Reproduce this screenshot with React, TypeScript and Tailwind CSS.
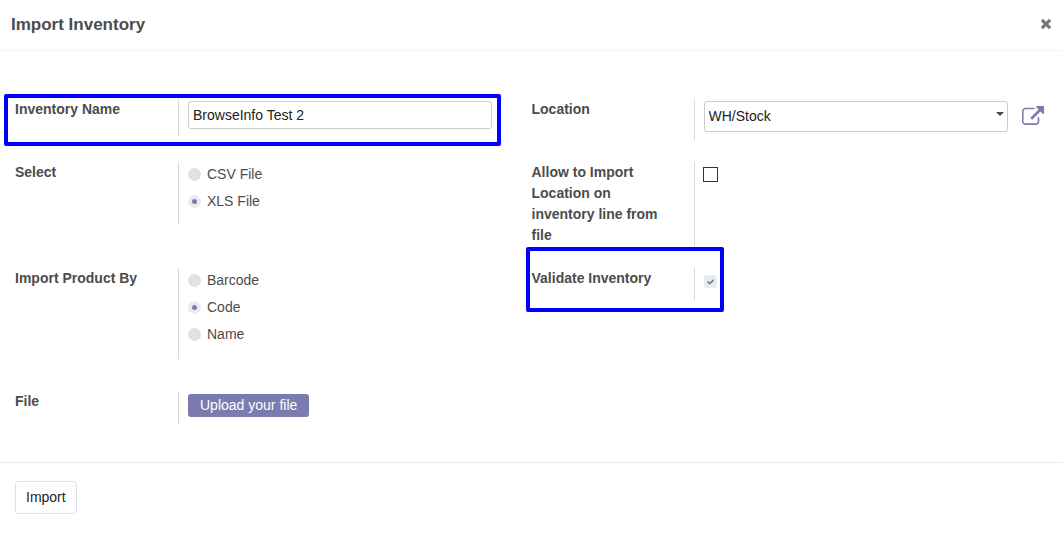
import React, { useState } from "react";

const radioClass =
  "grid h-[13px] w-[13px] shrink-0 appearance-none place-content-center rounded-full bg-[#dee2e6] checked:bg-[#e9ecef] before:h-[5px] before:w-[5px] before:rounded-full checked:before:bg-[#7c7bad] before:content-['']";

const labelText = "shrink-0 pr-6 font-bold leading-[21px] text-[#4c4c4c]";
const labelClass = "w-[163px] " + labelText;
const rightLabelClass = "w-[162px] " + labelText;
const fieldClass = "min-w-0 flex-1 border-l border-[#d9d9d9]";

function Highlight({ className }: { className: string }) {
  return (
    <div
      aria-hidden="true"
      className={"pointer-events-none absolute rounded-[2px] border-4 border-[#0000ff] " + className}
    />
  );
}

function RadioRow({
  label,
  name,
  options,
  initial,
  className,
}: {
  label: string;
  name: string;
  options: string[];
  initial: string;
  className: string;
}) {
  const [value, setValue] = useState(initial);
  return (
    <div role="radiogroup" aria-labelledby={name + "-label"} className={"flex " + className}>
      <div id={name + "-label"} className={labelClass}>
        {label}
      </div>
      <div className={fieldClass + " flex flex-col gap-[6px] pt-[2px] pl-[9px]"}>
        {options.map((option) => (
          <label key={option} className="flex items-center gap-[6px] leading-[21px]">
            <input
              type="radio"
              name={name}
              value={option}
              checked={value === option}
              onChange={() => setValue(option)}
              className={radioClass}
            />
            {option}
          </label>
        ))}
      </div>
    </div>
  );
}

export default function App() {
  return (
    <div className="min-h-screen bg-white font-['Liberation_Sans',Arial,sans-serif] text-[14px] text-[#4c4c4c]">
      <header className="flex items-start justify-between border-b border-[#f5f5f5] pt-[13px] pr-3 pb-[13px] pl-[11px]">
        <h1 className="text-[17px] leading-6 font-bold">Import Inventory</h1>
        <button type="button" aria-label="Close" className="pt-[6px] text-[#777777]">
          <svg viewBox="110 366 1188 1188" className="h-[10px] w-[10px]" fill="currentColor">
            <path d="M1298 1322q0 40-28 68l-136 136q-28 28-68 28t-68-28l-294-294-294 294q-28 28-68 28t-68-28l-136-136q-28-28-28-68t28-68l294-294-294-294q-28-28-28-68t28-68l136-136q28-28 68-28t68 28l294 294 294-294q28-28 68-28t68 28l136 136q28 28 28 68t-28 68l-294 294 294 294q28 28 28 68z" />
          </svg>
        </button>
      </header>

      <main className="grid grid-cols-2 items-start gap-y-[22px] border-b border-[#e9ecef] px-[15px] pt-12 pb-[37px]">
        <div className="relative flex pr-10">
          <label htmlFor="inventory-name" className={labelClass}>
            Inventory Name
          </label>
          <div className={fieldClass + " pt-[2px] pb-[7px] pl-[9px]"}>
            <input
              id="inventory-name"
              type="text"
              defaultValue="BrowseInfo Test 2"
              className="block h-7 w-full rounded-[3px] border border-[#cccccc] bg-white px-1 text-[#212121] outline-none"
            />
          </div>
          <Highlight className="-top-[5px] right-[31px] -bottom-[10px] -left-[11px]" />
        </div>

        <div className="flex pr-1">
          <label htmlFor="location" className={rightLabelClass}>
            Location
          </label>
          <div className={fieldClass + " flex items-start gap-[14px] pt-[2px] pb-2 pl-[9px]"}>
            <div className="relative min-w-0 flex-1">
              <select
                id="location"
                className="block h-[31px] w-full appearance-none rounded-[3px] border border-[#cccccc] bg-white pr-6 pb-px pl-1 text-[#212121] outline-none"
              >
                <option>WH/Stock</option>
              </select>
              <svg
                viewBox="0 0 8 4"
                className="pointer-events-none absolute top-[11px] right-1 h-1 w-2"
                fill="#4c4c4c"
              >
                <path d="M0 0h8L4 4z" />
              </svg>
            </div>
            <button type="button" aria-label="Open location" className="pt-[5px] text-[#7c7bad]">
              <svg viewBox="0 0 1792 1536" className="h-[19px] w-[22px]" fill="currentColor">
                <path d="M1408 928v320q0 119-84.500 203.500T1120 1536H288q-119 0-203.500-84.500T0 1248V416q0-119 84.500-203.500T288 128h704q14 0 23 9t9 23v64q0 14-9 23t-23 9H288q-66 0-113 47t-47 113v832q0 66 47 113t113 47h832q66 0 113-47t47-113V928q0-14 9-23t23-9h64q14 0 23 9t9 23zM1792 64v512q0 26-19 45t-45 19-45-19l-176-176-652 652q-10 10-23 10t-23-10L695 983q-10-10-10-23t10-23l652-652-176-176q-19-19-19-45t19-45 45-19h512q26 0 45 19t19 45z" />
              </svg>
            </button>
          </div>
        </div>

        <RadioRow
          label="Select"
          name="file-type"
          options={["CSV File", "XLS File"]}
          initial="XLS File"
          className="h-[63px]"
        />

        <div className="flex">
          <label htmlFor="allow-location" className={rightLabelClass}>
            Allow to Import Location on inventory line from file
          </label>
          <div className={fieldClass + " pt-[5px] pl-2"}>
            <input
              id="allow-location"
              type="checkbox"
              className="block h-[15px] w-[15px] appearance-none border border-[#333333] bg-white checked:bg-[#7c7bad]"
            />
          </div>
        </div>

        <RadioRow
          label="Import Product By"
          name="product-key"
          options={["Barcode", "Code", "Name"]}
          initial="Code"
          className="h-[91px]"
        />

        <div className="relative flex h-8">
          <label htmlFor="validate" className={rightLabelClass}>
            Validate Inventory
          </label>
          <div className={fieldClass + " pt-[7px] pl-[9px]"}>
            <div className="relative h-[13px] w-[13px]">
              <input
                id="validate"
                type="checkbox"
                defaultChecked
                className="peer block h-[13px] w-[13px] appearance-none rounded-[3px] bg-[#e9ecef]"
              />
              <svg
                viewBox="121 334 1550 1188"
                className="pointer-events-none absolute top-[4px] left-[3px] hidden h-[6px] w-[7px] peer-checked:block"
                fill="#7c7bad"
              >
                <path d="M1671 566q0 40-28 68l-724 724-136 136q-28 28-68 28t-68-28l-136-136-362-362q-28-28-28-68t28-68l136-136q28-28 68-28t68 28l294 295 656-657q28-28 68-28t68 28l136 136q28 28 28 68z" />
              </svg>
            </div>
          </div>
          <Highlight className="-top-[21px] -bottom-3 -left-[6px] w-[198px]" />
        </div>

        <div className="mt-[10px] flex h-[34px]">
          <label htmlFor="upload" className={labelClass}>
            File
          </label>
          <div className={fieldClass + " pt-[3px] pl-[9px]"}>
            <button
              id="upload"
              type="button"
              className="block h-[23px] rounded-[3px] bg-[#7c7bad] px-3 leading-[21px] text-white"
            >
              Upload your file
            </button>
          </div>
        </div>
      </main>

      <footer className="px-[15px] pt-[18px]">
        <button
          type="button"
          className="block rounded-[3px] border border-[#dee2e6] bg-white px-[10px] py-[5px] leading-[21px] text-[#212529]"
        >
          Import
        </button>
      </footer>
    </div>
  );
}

▸ **What is asked**: Quote, please, every line of the material above from its start through the line that has "h-[13px] w-[13px] shrink-0", reproducing the words exactly and dropping any images.

▸ **Task answer**:
Reproduce this screenshot with React, TypeScript and Tailwind CSS.
import React, { useState } from "react";

const radioClass =
  "grid h-[13px] w-[13px] shrink-0 appearance-none place-content-center rounded-full bg-[#dee2e6] checked:bg-[#e9ecef] before:h-[5px] before:w-[5px] before:rounded-full checked:before:bg-[#7c7bad] before:content-['']";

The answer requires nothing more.